Wholesaling is a key part of the relationship between retailer and symbol group. How does your group maintain and promote this area of the business?

Eurospar supermarkets are serviced by the BWG National Distribution Centre (NDC) in Kilcarbery, Dublin. The NDC, as it is known, incorporates the group’s ambient, fresh and chilled distribution, along with the company’s bonded warehouse, making it one of the biggest facilities of its kind in the country. The NDC operation ensures that Eurospar is part of one of Ireland’s largest retail and wholesale groups. Our NDC operates a very innovative, consolidated ambient, fresh and alcohol delivery service to our Eurospar retailers.

More and more, symbol groups are pivoting towards a broader and more comprehensive fresh offering than ever before. From a symbol group’s perspective, what is the catalyst for this change?

In Eurospar supermarkets, we have a passion for fresh food. Only ultra-fresh foods are offered for sale, underpinned by our ‘Everyday Freshness Guarantee’ whereby we are committed to ensuring that we never disappoint our customers when it comes to freshness. Indeed, we give an assurance to all our customers that we will both replace, and refund the cost of, any product purchased that is deemed not to meet our freshness standards. This promise is one not made lightly. We pride ourselves on standing out from the crowd, on differentiating ourselves from our competition, by ensuring that we provide our customers with a wide array of fresh foods daily that reinforces our ‘Famous for Fresh’ ambition. We also offer great value through our range of fresh products; our pricing and our meal deal options and we implement very high food safety standards and achieve industry awards in this area. Eurospar supermarkets have a focus and expertise when it comes to deli and butchery and we are very proud of our hero department, our bakery. Our scratch bakery is the star performer, with demand for freshly baked breads and confectionery products making us the go-to destination each day of the week.

One of the main concerns among retailers in 2019 is soaring insurance premiums. Where does your symbol group stand on this issue and the burgeoning campaign to reduce these costs?

Everyone in the retail industry is acutely aware that rising personal injury awards are putting significant pressure on the sector. Rising insurance premiums, fraudulent and exaggerated claims and general inefficiencies in our insurance market have become a major competitiveness issue for our retailers in recent years and, with average insurance premium rises of between 5% and 10% a year; it is becoming more and more problematic. Major reform in this area is needed and gardaí must be afforded the authority and resources required to tackle these areas. Working closely with Retail Ireland, BWG is actively advocating for change in this area, on behalf of our group retailers.

Apart from the insurance question, what are the challenges facing the business as you see it, on a nationwide as well as a local level?

Brexit is the big ticket item on everyone’s radar, as it has been for the last three years. It is the dominant challenge for us all. We simply cannot know what the outcome will be until this latest 31 October deadline comes and passes.

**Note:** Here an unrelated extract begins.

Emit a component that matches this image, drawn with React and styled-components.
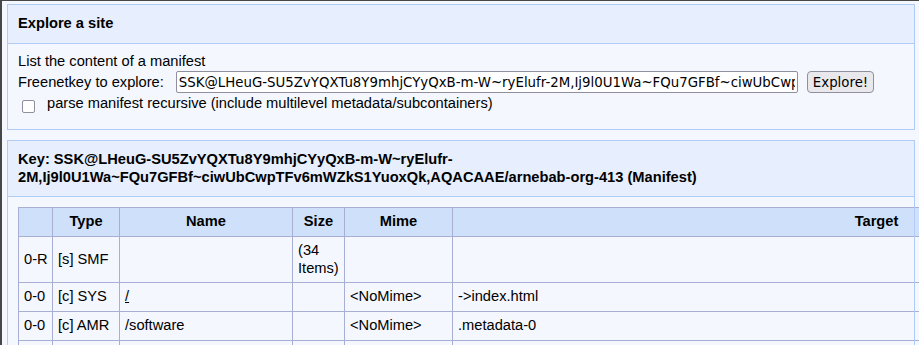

Other challenges facing our business are around sustainability and, in particular, single use plastic. All Eurospar supermarkets are members of Repak and the fees we pay are used to subsidise the collection and recovery of waste packaging through registered recovery operators across Ireland. That means that your local Eurospar supermarket is helping pay for the domestic green, blue and black bins across Ireland. From a CSR business perspective, it is incumbent on us all to do our bit and this is a responsibility we take very seriously at Eurospar. For example, we no longer sell single use vest plastic bags, all Eurospar stores are moving to energy efficient lighting and a number of Eurospar stores are in the process of installing solar panels at their premises. BWG is also working closely with Repak to see how we can further support the environmental agenda in Ireland, via our retail and distribution networks.